**Problem:**
Repeat every entry in the listing below, exactly.

**Stored rows:**

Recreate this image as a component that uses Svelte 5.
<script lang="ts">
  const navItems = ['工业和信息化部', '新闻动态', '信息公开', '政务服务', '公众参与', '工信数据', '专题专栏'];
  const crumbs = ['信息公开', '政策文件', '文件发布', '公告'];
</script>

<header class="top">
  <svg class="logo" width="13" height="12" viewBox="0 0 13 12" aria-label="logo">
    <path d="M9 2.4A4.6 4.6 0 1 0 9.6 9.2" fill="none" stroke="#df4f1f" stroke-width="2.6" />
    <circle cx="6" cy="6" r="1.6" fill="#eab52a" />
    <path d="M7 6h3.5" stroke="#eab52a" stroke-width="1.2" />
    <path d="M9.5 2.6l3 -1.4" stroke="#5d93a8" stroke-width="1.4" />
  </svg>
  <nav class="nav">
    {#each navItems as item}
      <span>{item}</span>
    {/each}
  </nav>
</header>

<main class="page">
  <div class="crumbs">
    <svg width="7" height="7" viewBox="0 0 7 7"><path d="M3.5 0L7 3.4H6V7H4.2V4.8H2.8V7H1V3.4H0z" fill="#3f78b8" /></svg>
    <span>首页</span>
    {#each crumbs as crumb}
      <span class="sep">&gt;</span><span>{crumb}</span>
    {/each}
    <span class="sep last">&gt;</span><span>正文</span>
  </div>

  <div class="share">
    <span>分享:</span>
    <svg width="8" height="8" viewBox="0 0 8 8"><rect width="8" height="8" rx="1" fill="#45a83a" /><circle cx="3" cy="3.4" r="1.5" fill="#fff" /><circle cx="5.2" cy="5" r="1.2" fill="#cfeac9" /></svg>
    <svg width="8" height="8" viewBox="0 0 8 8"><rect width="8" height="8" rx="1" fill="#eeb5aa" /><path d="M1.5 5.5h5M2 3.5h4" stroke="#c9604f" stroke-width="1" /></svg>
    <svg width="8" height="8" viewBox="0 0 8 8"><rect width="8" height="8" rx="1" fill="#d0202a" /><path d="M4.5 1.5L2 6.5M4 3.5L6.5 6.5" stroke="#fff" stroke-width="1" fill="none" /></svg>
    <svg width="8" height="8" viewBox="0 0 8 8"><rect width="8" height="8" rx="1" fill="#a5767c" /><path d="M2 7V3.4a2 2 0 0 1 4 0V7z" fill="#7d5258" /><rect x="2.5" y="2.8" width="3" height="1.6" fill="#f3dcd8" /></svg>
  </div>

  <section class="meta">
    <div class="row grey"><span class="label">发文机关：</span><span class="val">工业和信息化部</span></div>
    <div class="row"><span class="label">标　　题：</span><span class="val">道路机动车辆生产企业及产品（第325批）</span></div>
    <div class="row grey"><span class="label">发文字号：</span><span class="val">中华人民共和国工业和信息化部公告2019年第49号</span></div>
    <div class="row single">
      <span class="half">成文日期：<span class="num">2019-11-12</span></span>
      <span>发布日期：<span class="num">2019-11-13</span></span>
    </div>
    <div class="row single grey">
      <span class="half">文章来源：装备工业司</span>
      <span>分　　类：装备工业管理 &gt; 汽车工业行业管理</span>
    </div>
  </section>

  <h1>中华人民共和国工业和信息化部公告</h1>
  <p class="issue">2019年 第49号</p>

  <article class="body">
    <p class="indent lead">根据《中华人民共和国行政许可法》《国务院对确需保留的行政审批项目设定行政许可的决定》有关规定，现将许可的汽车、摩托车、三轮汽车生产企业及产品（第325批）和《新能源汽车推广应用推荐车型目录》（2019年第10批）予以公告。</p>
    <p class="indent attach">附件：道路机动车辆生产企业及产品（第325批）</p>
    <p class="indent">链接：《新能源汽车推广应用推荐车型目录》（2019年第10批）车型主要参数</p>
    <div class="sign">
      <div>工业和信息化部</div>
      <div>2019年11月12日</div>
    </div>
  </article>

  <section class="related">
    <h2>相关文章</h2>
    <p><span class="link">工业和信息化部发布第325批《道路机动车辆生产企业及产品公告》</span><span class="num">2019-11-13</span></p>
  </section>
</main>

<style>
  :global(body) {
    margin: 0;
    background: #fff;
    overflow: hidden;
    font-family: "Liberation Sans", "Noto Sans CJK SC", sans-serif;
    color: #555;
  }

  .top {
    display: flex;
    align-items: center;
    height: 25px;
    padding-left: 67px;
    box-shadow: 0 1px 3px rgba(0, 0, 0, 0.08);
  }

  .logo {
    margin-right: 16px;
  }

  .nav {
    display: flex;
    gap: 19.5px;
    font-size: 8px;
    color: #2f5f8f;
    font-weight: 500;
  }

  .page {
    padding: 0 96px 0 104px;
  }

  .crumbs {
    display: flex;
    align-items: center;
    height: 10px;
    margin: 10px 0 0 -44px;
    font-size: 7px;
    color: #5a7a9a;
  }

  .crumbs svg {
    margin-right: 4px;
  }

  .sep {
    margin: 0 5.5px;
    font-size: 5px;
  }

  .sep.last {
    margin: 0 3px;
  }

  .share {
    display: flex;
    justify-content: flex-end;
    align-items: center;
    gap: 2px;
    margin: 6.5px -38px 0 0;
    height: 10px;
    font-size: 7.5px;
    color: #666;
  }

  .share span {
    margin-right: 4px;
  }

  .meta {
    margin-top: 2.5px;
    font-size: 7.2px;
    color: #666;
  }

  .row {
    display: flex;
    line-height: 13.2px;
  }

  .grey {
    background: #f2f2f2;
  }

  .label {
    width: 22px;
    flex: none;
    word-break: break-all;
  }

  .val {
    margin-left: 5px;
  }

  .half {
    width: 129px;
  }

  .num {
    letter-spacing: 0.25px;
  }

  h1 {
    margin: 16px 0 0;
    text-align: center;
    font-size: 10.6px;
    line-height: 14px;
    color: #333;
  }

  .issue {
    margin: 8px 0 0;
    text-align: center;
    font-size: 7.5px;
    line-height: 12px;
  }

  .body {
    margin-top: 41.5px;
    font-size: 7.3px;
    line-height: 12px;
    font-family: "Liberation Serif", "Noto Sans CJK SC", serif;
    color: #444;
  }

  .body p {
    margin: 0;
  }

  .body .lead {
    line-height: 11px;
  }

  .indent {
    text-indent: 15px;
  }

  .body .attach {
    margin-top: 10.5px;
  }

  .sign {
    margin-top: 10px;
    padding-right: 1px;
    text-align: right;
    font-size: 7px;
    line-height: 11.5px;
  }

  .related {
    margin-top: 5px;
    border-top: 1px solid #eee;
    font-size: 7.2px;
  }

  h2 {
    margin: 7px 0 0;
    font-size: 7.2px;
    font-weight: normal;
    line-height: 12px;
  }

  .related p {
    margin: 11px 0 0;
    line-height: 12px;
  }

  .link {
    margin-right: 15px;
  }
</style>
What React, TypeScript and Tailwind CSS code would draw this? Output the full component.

**Exercise response:**
Recreate this image as a component that uses Svelte 5.
<script lang="ts">
  const navItems = ['工业和信息化部', '新闻动态', '信息公开', '政务服务', '公众参与', '工信数据', '专题专栏'];
  const crumbs = ['信息公开', '政策文件', '文件发布', '公告'];
</script>

<header class="top">
  <svg class="logo" width="13" height="12" viewBox="0 0 13 12" aria-label="logo">
    <path d="M9 2.4A4.6 4.6 0 1 0 9.6 9.2" fill="none" stroke="#df4f1f" stroke-width="2.6" />
    <circle cx="6" cy="6" r="1.6" fill="#eab52a" />
    <path d="M7 6h3.5" stroke="#eab52a" stroke-width="1.2" />
    <path d="M9.5 2.6l3 -1.4" stroke="#5d93a8" stroke-width="1.4" />
  </svg>
  <nav class="nav">
    {#each navItems as item}
      <span>{item}</span>
    {/each}
  </nav>
</header>

<main class="page">
  <div class="crumbs">
    <svg width="7" height="7" viewBox="0 0 7 7"><path d="M3.5 0L7 3.4H6V7H4.2V4.8H2.8V7H1V3.4H0z" fill="#3f78b8" /></svg>
    <span>首页</span>
    {#each crumbs as crumb}
      <span class="sep">&gt;</span><span>{crumb}</span>
    {/each}
    <span class="sep last">&gt;</span><span>正文</span>
  </div>

  <div class="share">
    <span>分享:</span>
    <svg width="8" height="8" viewBox="0 0 8 8"><rect width="8" height="8" rx="1" fill="#45a83a" /><circle cx="3" cy="3.4" r="1.5" fill="#fff" /><circle cx="5.2" cy="5" r="1.2" fill="#cfeac9" /></svg>
    <svg width="8" height="8" viewBox="0 0 8 8"><rect width="8" height="8" rx="1" fill="#eeb5aa" /><path d="M1.5 5.5h5M2 3.5h4" stroke="#c9604f" stroke-width="1" /></svg>
    <svg width="8" height="8" viewBox="0 0 8 8"><rect width="8" height="8" rx="1" fill="#d0202a" /><path d="M4.5 1.5L2 6.5M4 3.5L6.5 6.5" stroke="#fff" stroke-width="1" fill="none" /></svg>
    <svg width="8" height="8" viewBox="0 0 8 8"><rect width="8" height="8" rx="1" fill="#a5767c" /><path d="M2 7V3.4a2 2 0 0 1 4 0V7z" fill="#7d5258" /><rect x="2.5" y="2.8" width="3" height="1.6" fill="#f3dcd8" /></svg>
  </div>

  <section class="meta">
    <div class="row grey"><span class="label">发文机关：</span><span class="val">工业和信息化部</span></div>
    <div class="row"><span class="label">标　　题：</span><span class="val">道路机动车辆生产企业及产品（第325批）</span></div>
    <div class="row grey"><span class="label">发文字号：</span><span class="val">中华人民共和国工业和信息化部公告2019年第49号</span></div>
    <div class="row single">
      <span class="half">成文日期：<span class="num">2019-11-12</span></span>
      <span>发布日期：<span class="num">2019-11-13</span></span>
    </div>
    <div class="row single grey">
      <span class="half">文章来源：装备工业司</span>
      <span>分　　类：装备工业管理 &gt; 汽车工业行业管理</span>
    </div>
  </section>

  <h1>中华人民共和国工业和信息化部公告</h1>
  <p class="issue">2019年 第49号</p>

  <article class="body">
    <p class="indent lead">根据《中华人民共和国行政许可法》《国务院对确需保留的行政审批项目设定行政许可的决定》有关规定，现将许可的汽车、摩托车、三轮汽车生产企业及产品（第325批）和《新能源汽车推广应用推荐车型目录》（2019年第10批）予以公告。</p>
    <p class="indent attach">附件：道路机动车辆生产企业及产品（第325批）</p>
    <p class="indent">链接：《新能源汽车推广应用推荐车型目录》（2019年第10批）车型主要参数</p>
    <div class="sign">
      <div>工业和信息化部</div>
      <div>2019年11月12日</div>
    </div>
  </article>

  <section class="related">
    <h2>相关文章</h2>
    <p><span class="link">工业和信息化部发布第325批《道路机动车辆生产企业及产品公告》</span><span class="num">2019-11-13</span></p>
  </section>
</main>

<style>
  :global(body) {
    margin: 0;
    background: #fff;
    overflow: hidden;
    font-family: "Liberation Sans", "Noto Sans CJK SC", sans-serif;
    color: #555;
  }

  .top {
    display: flex;
    align-items: center;
    height: 25px;
    padding-left: 67px;
    box-shadow: 0 1px 3px rgba(0, 0, 0, 0.08);
  }

  .logo {
    margin-right: 16px;
  }

  .nav {
    display: flex;
    gap: 19.5px;
    font-size: 8px;
    color: #2f5f8f;
    font-weight: 500;
  }

  .page {
    padding: 0 96px 0 104px;
  }

  .crumbs {
    display: flex;
    align-items: center;
    height: 10px;
    margin: 10px 0 0 -44px;
    font-size: 7px;
    color: #5a7a9a;
  }

  .crumbs svg {
    margin-right: 4px;
  }

  .sep {
    margin: 0 5.5px;
    font-size: 5px;
  }

  .sep.last {
    margin: 0 3px;
  }

  .share {
    display: flex;
    justify-content: flex-end;
    align-items: center;
    gap: 2px;
    margin: 6.5px -38px 0 0;
    height: 10px;
    font-size: 7.5px;
    color: #666;
  }

  .share span {
    margin-right: 4px;
  }

  .meta {
    margin-top: 2.5px;
    font-size: 7.2px;
    color: #666;
  }

  .row {
    display: flex;
    line-height: 13.2px;
  }

  .grey {
    background: #f2f2f2;
  }

  .label {
    width: 22px;
    flex: none;
    word-break: break-all;
  }

  .val {
    margin-left: 5px;
  }

  .half {
    width: 129px;
  }

  .num {
    letter-spacing: 0.25px;
  }

  h1 {
    margin: 16px 0 0;
    text-align: center;
    font-size: 10.6px;
    line-height: 14px;
    color: #333;
  }

  .issue {
    margin: 8px 0 0;
    text-align: center;
    font-size: 7.5px;
    line-height: 12px;
  }

  .body {
    margin-top: 41.5px;
    font-size: 7.3px;
    line-height: 12px;
    font-family: "Liberation Serif", "Noto Sans CJK SC", serif;
    color: #444;
  }

  .body p {
    margin: 0;
  }

  .body .lead {
    line-height: 11px;
  }

  .indent {
    text-indent: 15px;
  }

  .body .attach {
    margin-top: 10.5px;
  }

  .sign {
    margin-top: 10px;
    padding-right: 1px;
    text-align: right;
    font-size: 7px;
    line-height: 11.5px;
  }

  .related {
    margin-top: 5px;
    border-top: 1px solid #eee;
    font-size: 7.2px;
  }

  h2 {
    margin: 7px 0 0;
    font-size: 7.2px;
    font-weight: normal;
    line-height: 12px;
  }

  .related p {
    margin: 11px 0 0;
    line-height: 12px;
  }

  .link {
    margin-right: 15px;
  }
</style>
What React, TypeScript and Tailwind CSS code would draw this? Output the full component.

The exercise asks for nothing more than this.